Una dichiarazione che dimostra chiaramente come ormai la linea della presidente Ursula Von der Leyen, sia quella di un sostanziale allineamento alla politica, che si basa sugli accordi con paesi terzi per limitare i flussi dei migranti, inaugurata proprio dal governo Meloni. Ad aprile, nella lista proposta sui paesi sicuri, Palazzo Berlaymont, sede della commissione europea, aveva fatto inserire anche Bangladesh ed Egitto, i paesi oggetto del contendere in più occasioni nelle diatribe tra giudici e governo italiano.
Ma come detto, da quello che si apprende da fonti diplomatiche, anche Francia e Germania non hanno accolto bene questa nuova “ingerenza” dei giudici sulla politica migratoria di uno stato sovrano. Il quotidiano Il Foglio ha visionato e reso note le memorie presentate da Parigi, Berlino e Bruxelles in difesa del principio cassato dalle toghe europee.
Parigi ha posto l’accento sulla possibilità di designare un Paese come sicuro “con l’eccezione di talune categorie di persone chiaramente definite”, flessibilità negata dai giudici europei. Ancora più tranchant Berlino: “Un legislatore nazionale può designare direttamente, con un atto legislativo primario, un paese terzo come paese di origine sicuro” è quanto affermato nella memoria. Ma proprio la Germania di Friedrich Merz appare quella più motivata, anche per chiare ragioni di politica interna, con l’estrema destra di Afd che soffia proprio sul tema della migrazione fuori controllo in patria, per aumentare i consensi, ad accelerare su una riforma più stringente di quella attuale sulla gestione dei flussi migratori.
E la sponda naturale per fare ciò l’avrebbe trovata proprio in Giorgia Meloni, con la quale sembra aver trovato una piena condivisione non solo sul tema migranti. Sulla base di queste considerazioni, Palazzo Chigi, si sarebbe allora mosso subito per fare pressioni Europa e singoli stati per arrivare ad una decisa accelerazione sull’entrata in vigore di una riforma che sembra andare nella direzione auspicata dal governo italiano.
La nuova riforma potrebbe finalmente avere l’effetto di depotenziare il potere della magistratura in questo delicato tema, e lasciare maggiore libertà ai governi nella gestione e nel contenimento della migrazione dai paesi extraeuropei. Il nuovo patto europeo, mira a creare procedure uniformi ed efficienti per la registrazione e la gestione delle domande di asilo, riducendo i movimenti secondari (cioè, i trasferimenti di richiedenti asilo tra paesi UE).

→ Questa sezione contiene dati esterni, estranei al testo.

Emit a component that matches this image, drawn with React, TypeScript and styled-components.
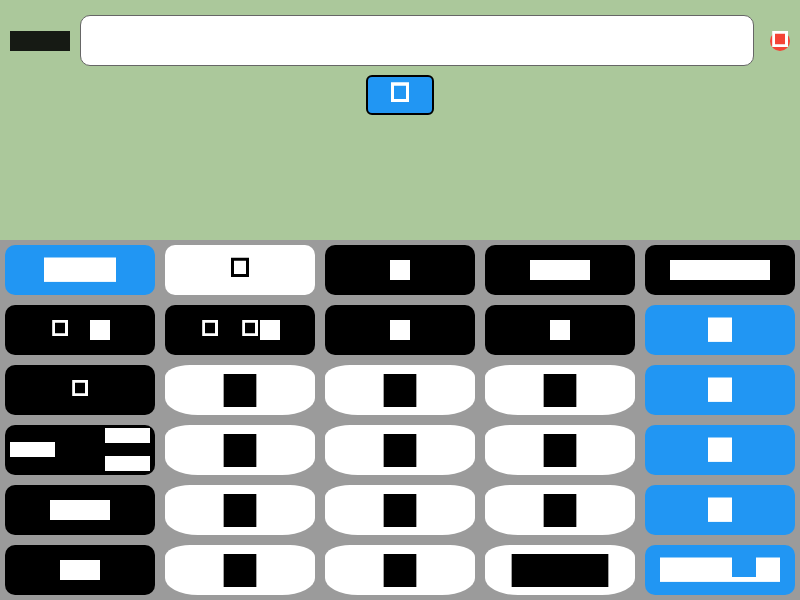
import React from "react";
import styled, { createGlobalStyle, css } from "styled-components";

const GlobalStyle = createGlobalStyle`
  * { box-sizing: border-box; }
  body { margin: 0; font-family: Roboto, sans-serif; overflow: hidden; }
`;

const Screen = styled.main`
  display: flex;
  flex-direction: column;
  width: 800px;
  height: 600px;
  background: #abc89b;
`;

const Display = styled.section`
  display: flex;
  flex-direction: column;
  align-items: center;
  height: 240px;
  padding-top: 15px;
`;

const Header = styled.div`
  display: flex;
  align-items: center;
  width: 100%;
  height: 51px;
  padding: 0 10px;
`;

const Label = styled.div`
  display: flex;
  width: 60px;
  margin-right: 10px;
  color: rgba(0, 0, 0, 0.87);
`;

const Field = styled.input`
  width: 674px;
  height: 51px;
  padding: 0 12px;
  border: 1px solid #666;
  border-radius: 10px;
  background: #fff;
  font-size: 20px;
  outline: none;
`;

const ClearButton = styled.button`
  display: flex;
  width: 20px;
  height: 20px;
  margin-left: 16px;
  padding: 0;
  border: 0;
  border-radius: 50%;
  background: #f44336;
  color: #fff;
`;

const SubmitButton = styled.button`
  display: flex;
  align-items: center;
  justify-content: center;
  width: 68px;
  height: 40px;
  margin-top: 9px;
  padding: 0;
  border: 2px solid #000;
  border-radius: 6px;
  background: #2196f3;
  color: #fff;
`;

const Keypad = styled.section`
  display: grid;
  grid-template-columns: repeat(5, 150px);
  grid-template-rows: repeat(6, 50px);
  gap: 10px;
  height: 360px;
  padding: 5px;
  background: #9b9b9b;
`;

type Tone = "blue" | "light" | "dark" | "digit";

const tones = {
  blue: css`background: #2196f3; color: #fff;`,
  light: css`background: #fff; color: #000;`,
  dark: css`background: #000; color: #fff;`,
  digit: css`
    background: #fff;
    color: #000;
    border-radius: 25px 25px 33px 33px / 12px 12px 17px 17px;
  `,
};

const Key = styled.button<{ $tone: Tone }>`
  display: flex;
  align-items: center;
  justify-content: center;
  padding: 0;
  border: 0;
  border-radius: 10px;
  ${(p) => tones[p.$tone]}
`;

const SplitKey = styled(Key)`
  justify-content: space-between;
  padding: 0 5px;
`;

const SplitLead = styled.span`
  display: flex;
  padding-bottom: 1px;
`;

const Stack = styled.span`
  display: flex;
  flex-direction: column;
  gap: 13px;
  padding-bottom: 1px;
`;

const GlyphSvg = styled.svg`
  display: block;
  flex: none;
  overflow: visible;
`;

interface GlyphsProps {
  run: string;
  size?: number;
  boxTop?: number;
}

const insets: Record<number, { x: number; top: number; bottom: number }> = {
  15: { x: 0, top: 0, bottom: 15 },
  20: { x: 0, top: 0, bottom: 20 },
  24: { x: 0, top: -0.5, bottom: 23.9 },
  32: { x: 0.35, top: 0, bottom: 33 },
};

/* "#" is a filled cell, "o" a hollow box, "_" a low bar and " " an empty cell. */
function Glyphs({ run, size = 20, boxTop = -0.2 }: GlyphsProps) {
  const { x: side, top, bottom } = insets[size];
  const groups = [...run.matchAll(/#+|o|_/g)];
  return (
    <GlyphSvg width={run.length * size} height={size} aria-hidden="true">
      {groups.map((group) => {
        const x = group.index! * size;
        if (group[0] === "o") {
          const d =
            size === 24
              ? `M${x + 3} ${boxTop}h18V19h-18zM${x + 6} 2.8V16h12V2.8z`
              : `M${x + 2.2} 0H${x + 18}V16H${x + 2.2}zM${x + 5} 2.7V13.3H${x + 15}V2.7z`;
          return <path key={x} d={d} fill="currentColor" fillRule="evenodd" />;
        }
        const y = group[0] === "_" ? 19 : top;
        return (
          <rect
            key={x}
            x={x - side}
            y={y}
            width={group[0].length * size + side * 2}
            height={bottom - y}
            fill="currentColor"
          />
        );
      })}
    </GlyphSvg>
  );
}

interface KeySpec {
  tone: Tone;
  run: string;
  split?: boolean;
}

const dark = (run: string): KeySpec => ({ tone: "dark", run });
const blue = (run: string): KeySpec => ({ tone: "blue", run });
const digit = (run = "#"): KeySpec => ({ tone: "digit", run });

const keys: KeySpec[] = [
  blue("###"), { tone: "light", run: "o" }, dark("#"), dark("###"), dark("#####"),
  dark("o #"), dark("o o#"), dark("#"), dark("#"), blue("#"),
  dark("o"), digit(), digit(), digit(), blue("#"),
  { tone: "dark", run: "###", split: true }, digit(), digit(), digit(), blue("#"),
  dark("###"), digit(), digit(), digit(), blue("#"),
  dark("##"), digit(), digit(), digit("###"), blue("###_#"),
];

const glyphSize: Record<Tone, number> = { blue: 24, light: 24, dark: 20, digit: 32 };

export default function App() {
  return (
    <Screen>
      <GlobalStyle />
      <Display>
        <Header>
          <Label><Glyphs run="###" /></Label>
          <Field aria-label="Expression" />
          <ClearButton aria-label="Clear"><Glyphs run="o" /></ClearButton>
        </Header>
        <SubmitButton aria-label="Submit">
          <Glyphs run="o" size={24} boxTop={-0.85} />
        </SubmitButton>
      </Display>
      <Keypad>
        {keys.map(({ tone, run, split }, i) =>
          split ? (
            <SplitKey key={i} $tone={tone}>
              <SplitLead><Glyphs run={run} size={15} /></SplitLead>
              <Stack>
                <Glyphs run={run} size={15} />
                <Glyphs run={run} size={15} />
              </Stack>
            </SplitKey>
          ) : (
            <Key key={i} $tone={tone}>
              <Glyphs run={run} size={glyphSize[tone]} />
            </Key>
          )
        )}
      </Keypad>
    </Screen>
  );
}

Si introduce un meccanismo di solidarietà flessibile, che permette agli Stati membri di contribuire alla gestione dei flussi migratori attraverso ricollocazioni, sostegno finanziario o altre misure di solidarietà. E soprattutto si prevedono procedure accelerate di asilo, ed ovviamente si promuovono anche patti di cooperazione con paesi terzi (sul modello Albania e Tunisia siglati dal governo italiano).

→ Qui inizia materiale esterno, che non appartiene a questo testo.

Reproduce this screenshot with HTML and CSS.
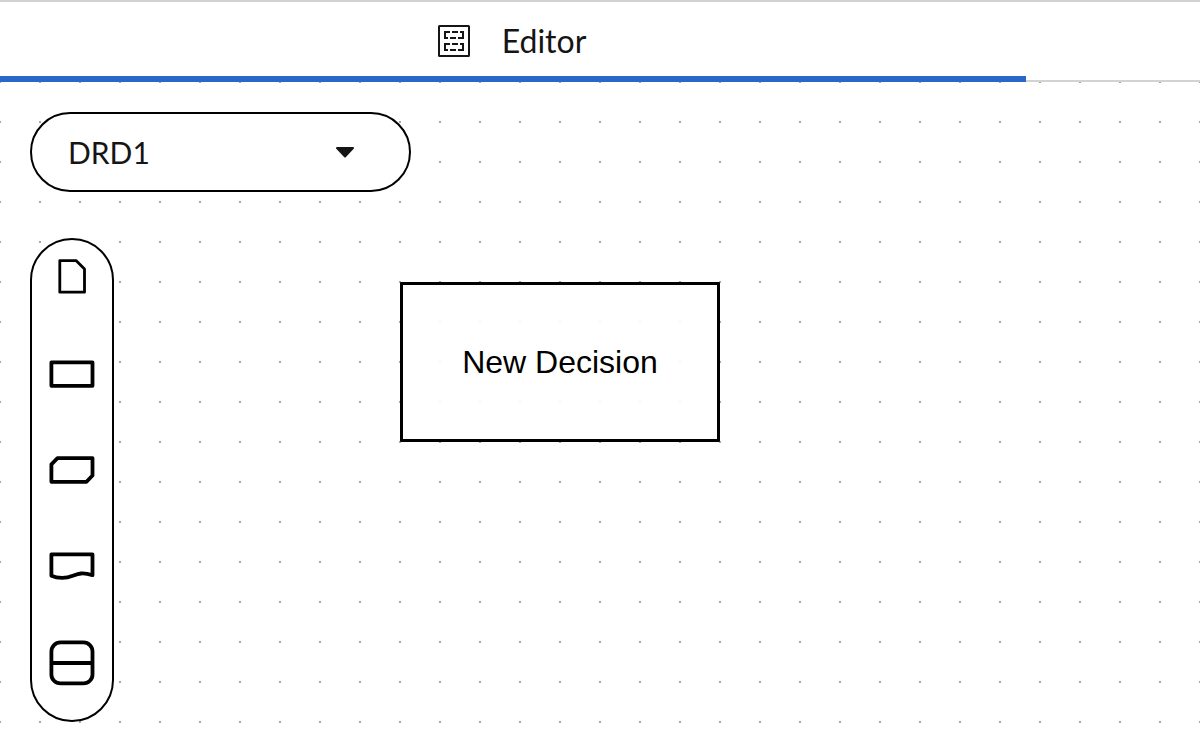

La stessa Corte europea, forse in maniera un po’ pilatesca ha precisato poi che questa sentenza è valida proprio fino all'entrata in vigore del nuovo regolamento Ue, "che consente di effettuare designazioni con eccezioni per alcune categorie chiaramente identificabili di persone", che era atteso appunto per il 12 giugno 2026.
Tuttavia, si legge nella sentenza della Cgue "il legislatore Ue può anticipare la data”. È chiaro che con questi chiari di luna per il governo italiano, ma anche per quello tedesco o francese, governare il fenomeno migratorio, con questa incertezza legislativa per ancora quasi un anno, appare cosa improponibile. Ed è proprio su questo punto che Giorgia Meloni, secondo quanto filtra da fonti di Palazzo Chigi, sta alacremente lavorando sia sulle cancellerie che sulla commissione, per stringere i tempi ed arrivare in pochi mesi all’approvazione del nuovo regolamento.